[Records with interface code]
>>

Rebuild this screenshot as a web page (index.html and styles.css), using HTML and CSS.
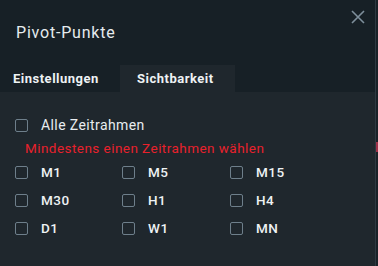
FILE: index.html
```html
<!DOCTYPE html>
<html>
<head>
<meta charset="utf-8">
<link rel="stylesheet" href="styles.css">
</head>
<body>
<div class="page">
  <div class="dialog">
    <div class="header">
      <div class="title">Pivot-Punkte</div>
      <svg class="close" width="14" height="14" viewBox="0 0 14 14"><path d="M1 1L13 13M13 1L1 13" stroke="#7e8f9b" stroke-width="1.6" fill="none"/></svg>
    </div>
    <div class="tabs">
      <div class="tab">Einstellungen</div>
      <div class="tab active">Sichtbarkeit</div>
    </div>
    <div class="body">
      <label class="row all"><span class="box"></span><span class="lbl-all">Alle Zeitrahmen</span></label>
      <div class="error">Mindestens einen Zeitrahmen wählen</div>
      <div class="grid">
        <label class="row"><span class="box"></span><span class="lbl">M1</span></label>
        <label class="row"><span class="box"></span><span class="lbl">M5</span></label>
        <label class="row"><span class="box"></span><span class="lbl">M15</span></label>
        <label class="row"><span class="box"></span><span class="lbl">M30</span></label>
        <label class="row"><span class="box"></span><span class="lbl">H1</span></label>
        <label class="row"><span class="box"></span><span class="lbl">H4</span></label>
        <label class="row"><span class="box"></span><span class="lbl">D1</span></label>
        <label class="row"><span class="box"></span><span class="lbl">W1</span></label>
        <label class="row"><span class="box"></span><span class="lbl">MN</span></label>
      </div>
    </div>
  </div>
  <div class="side">
    <div class="mark"></div>
  </div>
</div>
</body>
</html>
```
FILE: styles.css
```css
html, body {
  margin: 0;
  padding: 0;
  width: 378px;
  height: 266px;
  overflow: hidden;
  background: #1e262c;
  font-family: Roboto, "Liberation Sans", sans-serif;
}
.page {
  display: flex;
  height: 266px;
}
.dialog {
  width: 375px;
  display: flex;
  flex-direction: column;
  background: #1f272d;
}
.header {
  background: #172026;
  height: 65px;
  position: relative;
}
.title {
  padding: 23px 0 0 16px;
  font-size: 16px;
  line-height: 20px;
  color: #e6ebee;
  letter-spacing: 0.8px;
}
.close {
  position: absolute;
  left: 351px;
  top: 10px;
}
.tabs {
  display: flex;
  height: 27px;
  background: #172026;
}
.tab {
  font-size: 13px;
  font-weight: bold;
  color: #eef2f4;
  letter-spacing: 0.5px;
  line-height: 27px;
  padding: 0 0 0 13px;
  width: 120px;
  box-sizing: border-box;
}
.tab.active {
  background: #1f272d;
  width: 115px;
  padding-left: 17px;
}
.body {
  padding: 26px 0 0 15px;
}
.row {
  display: flex;
  align-items: center;
  height: 14px;
}
.box {
  width: 11px;
  height: 11px;
  border: 1.3px solid #6e7f8b;
  border-radius: 2px;
  box-sizing: content-box;
  flex: none;
}
.lbl-all {
  margin-left: 13px;
  font-size: 14px;
  color: #e8edf0;
  letter-spacing: 0.4px;
}
.error {
  margin: 9px 0 0 10px;
  font-size: 13.5px;
  color: #e8212c;
  letter-spacing: 0.45px;
  line-height: 15px;
}
.grid {
  margin-top: 9px;
  display: grid;
  grid-template-columns: 107px 108px 100px;
  row-gap: 14px;
}
.lbl {
  margin-left: 13px;
  font-size: 13.5px;
  font-weight: 500;
  color: #eef2f4;
  letter-spacing: 0.5px;
}
.side {
  flex: 1;
  border-left: 1px solid #2e3a42;
  background: #1a2228;
  position: relative;
}
.mark {
  position: absolute;
  top: 142px;
  left: 0;
  width: 2px;
  height: 10px;
  background: #a0324a;
}
```
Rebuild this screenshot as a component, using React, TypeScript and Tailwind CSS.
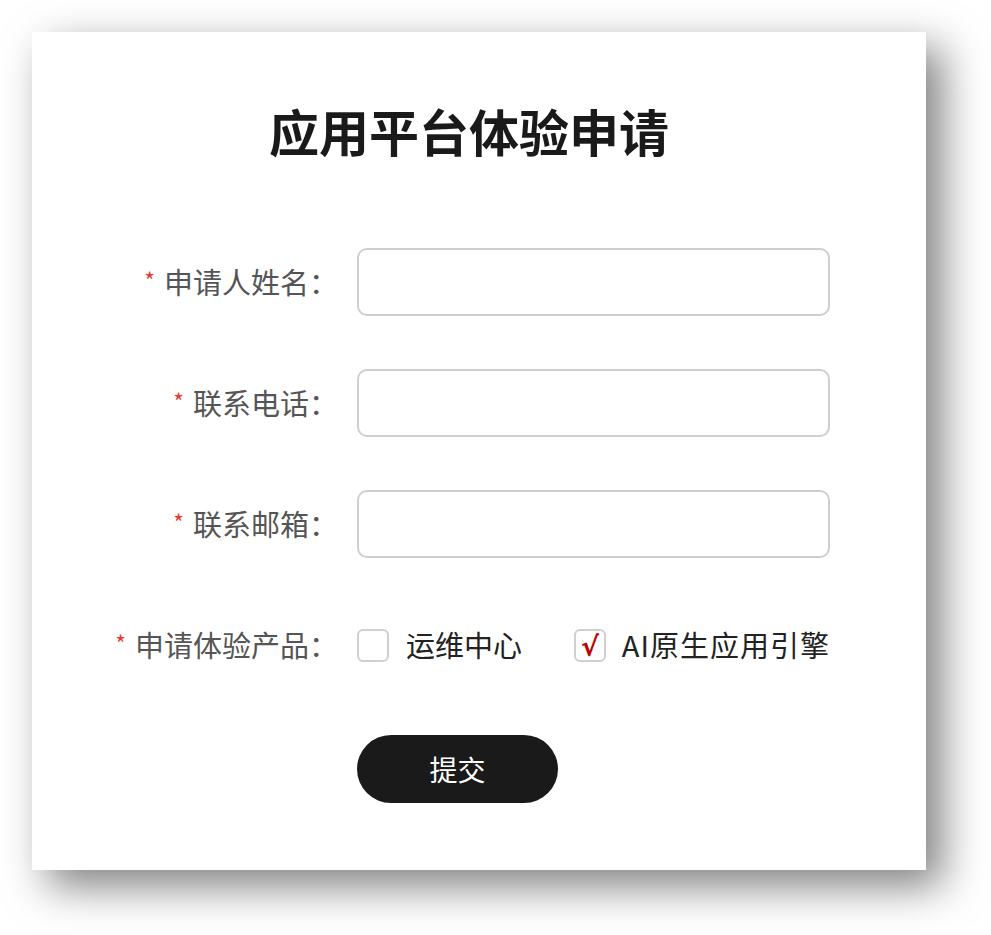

<<

- WORK REQUIRED
From the data above, write out everything exactly except the pictures.

- TASK ANSWER
Rebuild this screenshot as a web page (index.html and styles.css), using HTML and CSS.
FILE: index.html
```html
<!DOCTYPE html>
<html>
<head>
<meta charset="utf-8">
<link rel="stylesheet" href="styles.css">
</head>
<body>
<div class="page">
  <div class="dialog">
    <div class="header">
      <div class="title">Pivot-Punkte</div>
      <svg class="close" width="14" height="14" viewBox="0 0 14 14"><path d="M1 1L13 13M13 1L1 13" stroke="#7e8f9b" stroke-width="1.6" fill="none"/></svg>
    </div>
    <div class="tabs">
      <div class="tab">Einstellungen</div>
      <div class="tab active">Sichtbarkeit</div>
    </div>
    <div class="body">
      <label class="row all"><span class="box"></span><span class="lbl-all">Alle Zeitrahmen</span></label>
      <div class="error">Mindestens einen Zeitrahmen wählen</div>
      <div class="grid">
        <label class="row"><span class="box"></span><span class="lbl">M1</span></label>
        <label class="row"><span class="box"></span><span class="lbl">M5</span></label>
        <label class="row"><span class="box"></span><span class="lbl">M15</span></label>
        <label class="row"><span class="box"></span><span class="lbl">M30</span></label>
        <label class="row"><span class="box"></span><span class="lbl">H1</span></label>
        <label class="row"><span class="box"></span><span class="lbl">H4</span></label>
        <label class="row"><span class="box"></span><span class="lbl">D1</span></label>
        <label class="row"><span class="box"></span><span class="lbl">W1</span></label>
        <label class="row"><span class="box"></span><span class="lbl">MN</span></label>
      </div>
    </div>
  </div>
  <div class="side">
    <div class="mark"></div>
  </div>
</div>
</body>
</html>
```
FILE: styles.css
```css
html, body {
  margin: 0;
  padding: 0;
  width: 378px;
  height: 266px;
  overflow: hidden;
  background: #1e262c;
  font-family: Roboto, "Liberation Sans", sans-serif;
}
.page {
  display: flex;
  height: 266px;
}
.dialog {
  width: 375px;
  display: flex;
  flex-direction: column;
  background: #1f272d;
}
.header {
  background: #172026;
  height: 65px;
  position: relative;
}
.title {
  padding: 23px 0 0 16px;
  font-size: 16px;
  line-height: 20px;
  color: #e6ebee;
  letter-spacing: 0.8px;
}
.close {
  position: absolute;
  left: 351px;
  top: 10px;
}
.tabs {
  display: flex;
  height: 27px;
  background: #172026;
}
.tab {
  font-size: 13px;
  font-weight: bold;
  color: #eef2f4;
  letter-spacing: 0.5px;
  line-height: 27px;
  padding: 0 0 0 13px;
  width: 120px;
  box-sizing: border-box;
}
.tab.active {
  background: #1f272d;
  width: 115px;
  padding-left: 17px;
}
.body {
  padding: 26px 0 0 15px;
}
.row {
  display: flex;
  align-items: center;
  height: 14px;
}
.box {
  width: 11px;
  height: 11px;
  border: 1.3px solid #6e7f8b;
  border-radius: 2px;
  box-sizing: content-box;
  flex: none;
}
.lbl-all {
  margin-left: 13px;
  font-size: 14px;
  color: #e8edf0;
  letter-spacing: 0.4px;
}
.error {
  margin: 9px 0 0 10px;
  font-size: 13.5px;
  color: #e8212c;
  letter-spacing: 0.45px;
  line-height: 15px;
}
.grid {
  margin-top: 9px;
  display: grid;
  grid-template-columns: 107px 108px 100px;
  row-gap: 14px;
}
.lbl {
  margin-left: 13px;
  font-size: 13.5px;
  font-weight: 500;
  color: #eef2f4;
  letter-spacing: 0.5px;
}
.side {
  flex: 1;
  border-left: 1px solid #2e3a42;
  background: #1a2228;
  position: relative;
}
.mark {
  position: absolute;
  top: 142px;
  left: 0;
  width: 2px;
  height: 10px;
  background: #a0324a;
}
```
Rebuild this screenshot as a component, using React, TypeScript and Tailwind CSS.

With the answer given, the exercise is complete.